Cheney: Iran Supports Terror, Threatens Middle East Peace

By Gerry J. Gilmore
American Forces Press Service

Oct. 22, 2007 - The regime in Iran actively supports
terrorism and is directly involved in efforts to disrupt U.S. and allied efforts to stabilize Iraq, Vice President Richard B. Cheney said during a speech yesterday. The Quds Force, a branch of Iran's Revolutionary Guard Corps, is trying to establish a terrorist organization within Iraq that's dedicated to destabilizing the Iraqi government, Cheney told members of the Washington Institute for Near East Policy at a gathering in Leesburg, Va.

"Operating largely in the shadows, Iran attempts to hide its hands through the use of militants who target and kill coalition and Iraqi security forces," Cheney said. "Iran's real agenda appears to include promoting violence against the coalition."

Army Gen. David H. Petraeus, the senior U.S. military commander in Iraq, believes that Iran-affiliated militants have provided weapons, training and funding that have been employed to kill U.S. troops in Iraq, Cheney said.

Iran has stirred up trouble across the Middle East since Islamic radicals toppled the country's government and seized power in 1979, Cheney said. Today, Iran is "the world's most active state sponsor of terror," the vice president said.

Meanwhile, the Iranian regime wants Iraq "to remain in a state of weakness," Cheney explained, so that Baghdad cannot contest Tehran's influence in the region.

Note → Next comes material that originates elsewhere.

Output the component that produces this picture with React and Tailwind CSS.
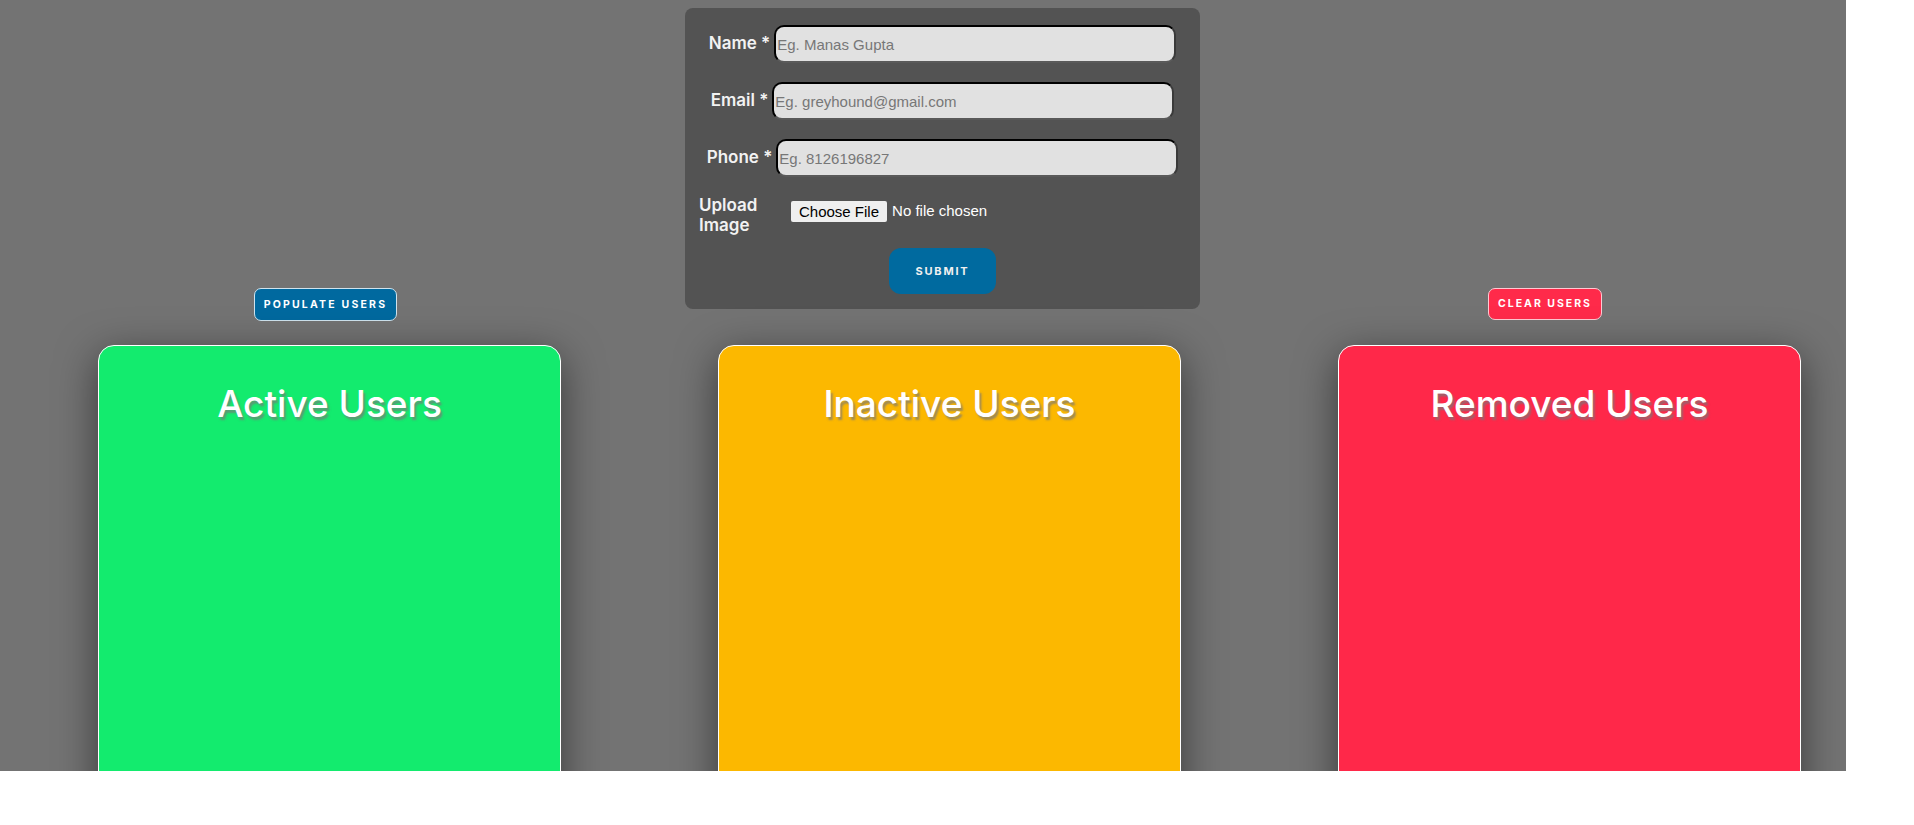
import React from "react";

const Field = ({ label, placeholder }) => (
  <div className="flex items-center justify-center gap-[4px]">
    <label className="text-[17px] font-semibold text-[#f2f2f2] whitespace-nowrap [font-family:Inter,sans-serif]">
      {label} *
    </label>
    <input
      type="text"
      placeholder={placeholder}
      className="w-[402px] h-[38px] rounded-[10px] bg-[#e1e1e1] border-2 border-t-black border-l-black border-b-[#5a5a5a] border-r-[#3a3a3a] px-[1px] text-[15px] text-[#333] placeholder:text-[#777] outline-none [font-family:'Liberation_Sans',Arial,sans-serif]"
    />
  </div>
);

const Card = ({ title, color }) => (
  <div
    className={`w-[463px] h-[520px] shrink-0 rounded-t-[16px] border border-white shadow-[0_10px_40px_rgba(0,0,0,0.5)] ${color}`}
  >
    <h2 className="pt-[30px] text-center text-[37px] font-medium text-white [text-shadow:2px_3px_2px_rgba(120,120,120,0.7)] [font-family:Inter,sans-serif]">
      {title}
    </h2>
  </div>
);

export default function App() {
  return (
    <div className="min-h-screen bg-white">
      <div className="w-[1846px] h-[771px] bg-[#737373] overflow-hidden">
        <div className="flex items-start">
          <div className="w-[651px] flex justify-center pt-[288px]">
            <button className="w-[143px] h-[33px] rounded-[7px] border border-[#cfe3ee] bg-[#00699f] text-[10.5px] font-bold tracking-[2.2px] text-white [font-family:Inter,sans-serif]">
              POPULATE USERS
            </button>
          </div>

          <div className="w-[583px] flex justify-center pt-[8px]">
            <form className="w-[515px] h-[301px] rounded-[8px] bg-[#535353] pt-[17px] flex flex-col">
              <div className="flex flex-col gap-[19px]">
                <Field label="Name" placeholder="Eg. Manas Gupta" />
                <Field label="Email" placeholder="Eg. greyhound@gmail.com" />
                <Field label="Phone" placeholder="Eg. 8126196827" />
              </div>
              <div className="flex items-start pl-[14px] mt-[18px]">
                <span className="w-[70px] text-[17px] leading-[20px] font-semibold text-[#f2f2f2] [font-family:Inter,sans-serif]">
                  Upload Image
                </span>
                <div className="ml-[22px] mt-[5px] flex items-center gap-[5px] text-[15px] [font-family:'Liberation_Sans',Arial,sans-serif]">
                  <span className="bg-[#efefef] text-black px-[8px] h-[21px] leading-[21px] rounded-[2px]">
                    Choose File
                  </span>
                  <span className="text-white">No file chosen</span>
                </div>
              </div>
              <div className="flex justify-center mt-[13px]">
                <button
                  type="button"
                  className="w-[107px] h-[46px] rounded-[12px] bg-[#006a9f] text-[11px] font-bold tracking-[1.8px] text-[#f0f0f0] [font-family:Inter,sans-serif]"
                >
                  SUBMIT
                </button>
              </div>
            </form>
          </div>

          <div className="pt-[288px] pl-[254px]">
            <button className="w-[114px] h-[32px] rounded-[7px] border border-[#ffc9d2] bg-[#ff2a4a] text-[10.5px] font-bold tracking-[2px] text-white [font-family:Inter,sans-serif]">
              CLEAR USERS
            </button>
          </div>
        </div>

        <div className="flex gap-[157px] pl-[98px] mt-[24px]">
          <Card title="Active Users" color="bg-[#13eb6e]" />
          <Card title="Inactive Users" color="bg-[#fcb800]" />
          <Card title="Removed Users" color="bg-[#ff2849]" />
        </div>
      </div>
    </div>
  );
}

Establishing lasting peace in the turbulent Middle East requires responsible conduct by regional governments, respect for the sovereignty of neighbors and compliance with international agreements, as well as peaceful words and peaceful actions, Cheney said.

However, Iran's actions over the past two decades have proved counterproductive to regional accord and constitute "a growing obstacle to peace in the Middle East," Cheney said.

Iranian President Mahmoud Ahmadinejad has called for the destruction of Israel, Cheney pointed out. Meanwhile, Ahmadinejad's regime employs secret
police and rigorous censorship to control Iranian citizens' behavior. The Iranian people "have every right to be free from oppression, from economic deprivation and tyranny in their own country," Cheney said.

In light of Iran's efforts to destabilize the Middle East for its own gain, it is all too dangerous for peaceful nations of the world to allow it to pursue
technology that could be used to develop nuclear weapons, Cheney said.

"The Iranian regime needs to know that if it stays on its present course, the international community is prepared to impose serious consequences," Cheney said. "The United States joins other nations in sending a clear message: We will not allow Iran to have a nuclear weapon."

Meanwhile, the Iranian people need to know "that America respects them, cares about their troubles, and stands firmly on the side of liberty, human dignity and individual rights," Cheney said.

The United States and its allies aren't upset at the Iranian people, Cheney stressed. The issue of contention, he explained, involves the actions and ambitions of the current Iranian government.

"Given the nature of Iran's rulers, the declarations of the Iranian president, and the trouble the regime is causing throughout the region -- including direct involvement in the killing of Americans -- our country and the entire international community cannot stand by as a terror-supporting state fulfills its most aggressive ambitions," Cheney said.